Nearly all music has sections that repeat in some way. Repetition is the heart of structure, and without structure it no longer stands as a cohesive piece of music.
The verse-chorus structure became really popular with the 60s music, but similarities in the structure go back to operatic arias.
The Call and Response structure is cited as distinctively African, but once the response gets to be a bit longer, it's practically a chorus.
It's kind of hard to say that it is exclusively one or the other.
As with most things American, I think it's a bit of both. This structure has its roots in the 32 bar form of the "American songbook" i.e. the work of the tin-pan alley composers. This form has the basic structure of aaba (where 'a''s are like musical material and 'b' is different). This structure formed what was then called the 'chorus' and was often introduced by a 'verse' that had a somewhat freer form. The relationship between the verse and chorus was somewhat analogous to the relationship between a recitative and aria in classical opera. Gradually, the verse got slowly cut out or integrated in the structure of the song itself.
On the flip-side the modern song is also quite indebted to the blues, which is derived from the call and response structure of much African folk music. The Blues form uses an aab structure over twelve bars (rather than 32). The Blues are a much more narrative form, so stanza differ to a much greater degree than in 32-bar form. However, over time, the structure and melodies became more rigid and the b at the end of the form started becoming something of a tag-line or proto-chorus.
So the modern song has influences from both those genres. One can see the influence of the 32-bar form in the aabab structure, as well as influence from the blues in both the individual stanza structure and the idea of putting your tag at the end.
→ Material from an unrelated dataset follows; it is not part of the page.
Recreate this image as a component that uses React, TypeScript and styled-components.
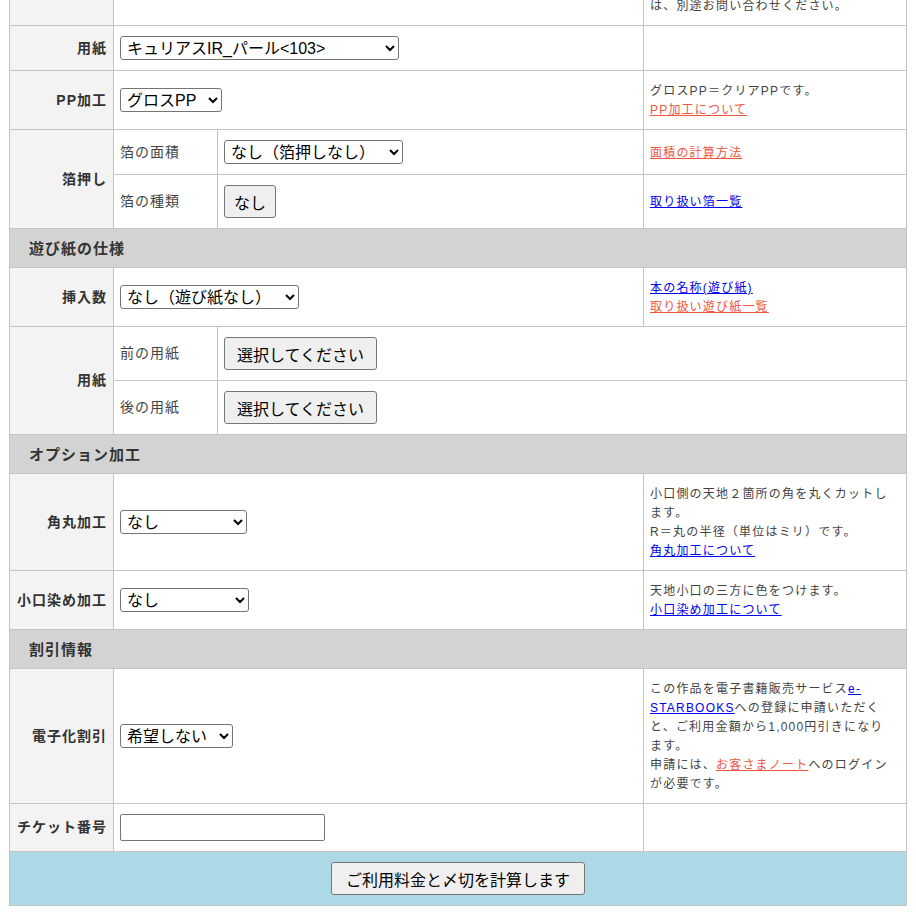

However, the modern song form expands a great deal on these earlier forms and has it's own history of development that shaped it into what it is today.
One important note: I chose to start with the 32-bar form and the 12-bar Blues because they are the direct ancestors of this form (even though they're still alive and kicking). Both these forms are in fact American forms and even though I labeled them broadly as 32-bar being more European and Blues more African, they are both already mixed genres in which African and European influences collide.